Now is the point in the article where I’m supposed to pick you up. “So what’s the silver lining, Larry?”

“Probably lead pollution.”

Those of you who pick us up, thank God for you, but I’m just not that guy. I will say this, though, I’m still writing, aren’t I? Whether you’re still reading or not, I’m still writing. What does that mean? Twenty plus years with not even the most modest of success, and I’m still at it.

Gentle reader, I know I’m not the only one. So why do we keep on? Are we stupid? Are we gluttons for pain?

Why do we support one another? Yes, I’m a cynic, but even so, I’m still quick with a kind word to my fellow writer. I’m still always first to try to extract a bit of humor from the absurdity of it all.

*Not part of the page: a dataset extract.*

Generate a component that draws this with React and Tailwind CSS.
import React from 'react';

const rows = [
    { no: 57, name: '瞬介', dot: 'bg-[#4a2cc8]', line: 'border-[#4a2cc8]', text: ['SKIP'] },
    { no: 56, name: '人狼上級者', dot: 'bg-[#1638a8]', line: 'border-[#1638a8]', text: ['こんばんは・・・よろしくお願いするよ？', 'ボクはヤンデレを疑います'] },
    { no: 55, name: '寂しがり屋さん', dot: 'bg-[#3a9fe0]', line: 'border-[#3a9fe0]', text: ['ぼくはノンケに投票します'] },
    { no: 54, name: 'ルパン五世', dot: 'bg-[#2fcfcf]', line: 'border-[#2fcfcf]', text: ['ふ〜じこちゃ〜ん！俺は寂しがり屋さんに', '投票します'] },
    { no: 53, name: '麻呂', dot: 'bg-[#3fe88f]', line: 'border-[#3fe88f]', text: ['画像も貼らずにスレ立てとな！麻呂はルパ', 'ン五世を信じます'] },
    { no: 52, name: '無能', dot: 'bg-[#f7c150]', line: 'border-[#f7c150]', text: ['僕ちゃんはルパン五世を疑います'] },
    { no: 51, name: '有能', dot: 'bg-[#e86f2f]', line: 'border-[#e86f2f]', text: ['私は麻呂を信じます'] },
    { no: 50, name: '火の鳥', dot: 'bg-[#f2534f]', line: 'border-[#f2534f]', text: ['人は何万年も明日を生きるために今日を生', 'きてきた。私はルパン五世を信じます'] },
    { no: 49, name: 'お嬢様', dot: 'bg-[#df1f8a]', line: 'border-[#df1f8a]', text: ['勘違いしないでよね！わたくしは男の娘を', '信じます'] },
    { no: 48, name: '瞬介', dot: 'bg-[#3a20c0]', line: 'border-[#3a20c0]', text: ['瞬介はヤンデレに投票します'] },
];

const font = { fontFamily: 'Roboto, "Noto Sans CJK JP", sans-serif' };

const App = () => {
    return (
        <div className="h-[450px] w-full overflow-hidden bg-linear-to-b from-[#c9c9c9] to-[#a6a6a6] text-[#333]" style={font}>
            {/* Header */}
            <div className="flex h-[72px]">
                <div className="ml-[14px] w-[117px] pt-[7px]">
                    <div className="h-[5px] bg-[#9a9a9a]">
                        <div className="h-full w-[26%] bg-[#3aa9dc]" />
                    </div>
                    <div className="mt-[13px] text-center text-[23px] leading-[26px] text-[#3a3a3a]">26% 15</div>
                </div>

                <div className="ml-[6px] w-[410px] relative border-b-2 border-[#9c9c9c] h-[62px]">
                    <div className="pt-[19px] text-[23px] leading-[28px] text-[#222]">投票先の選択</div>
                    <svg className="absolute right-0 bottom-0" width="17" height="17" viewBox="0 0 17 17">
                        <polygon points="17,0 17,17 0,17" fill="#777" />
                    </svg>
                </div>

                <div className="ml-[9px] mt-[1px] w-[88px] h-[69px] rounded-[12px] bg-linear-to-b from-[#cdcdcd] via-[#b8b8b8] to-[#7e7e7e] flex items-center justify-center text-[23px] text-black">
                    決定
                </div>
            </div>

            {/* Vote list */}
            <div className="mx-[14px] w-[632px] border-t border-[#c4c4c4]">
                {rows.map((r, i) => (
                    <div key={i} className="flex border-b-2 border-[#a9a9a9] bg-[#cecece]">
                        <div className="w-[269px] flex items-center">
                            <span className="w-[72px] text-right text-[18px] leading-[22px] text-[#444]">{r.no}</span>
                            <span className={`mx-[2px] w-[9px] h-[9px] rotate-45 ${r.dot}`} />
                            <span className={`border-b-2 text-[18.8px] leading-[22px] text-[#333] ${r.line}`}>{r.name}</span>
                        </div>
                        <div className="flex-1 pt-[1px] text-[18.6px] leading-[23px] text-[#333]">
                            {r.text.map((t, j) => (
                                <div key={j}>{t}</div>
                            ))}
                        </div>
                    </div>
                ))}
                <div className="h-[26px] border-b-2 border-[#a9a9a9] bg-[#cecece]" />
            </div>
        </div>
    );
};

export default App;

And I complain and complain and complain, but I’m still here, and we’re still here for one another. I have long been of the old-fashioned opinion that there is nothing more pathetic in this world than the tears of a grown man, but truth be known of many a night I serenade the Sandman with my own tears. Why? Because I am not allowed to make a living doing the thing I feel I was put on this earth to do: write.

So where is the joy in these countless hours of toil? Stubbornness, maybe? To me there is. Stick with me here, because this is probably as rah-rah as this guy gets. There is a joy in stubbornness, in extending that internationally understood finger to the world that doesn’t accept you and probably never will—and while the fire burns on the water and the ship recedes into the blackness of the brimey deep, how comforting to have your friends by your side.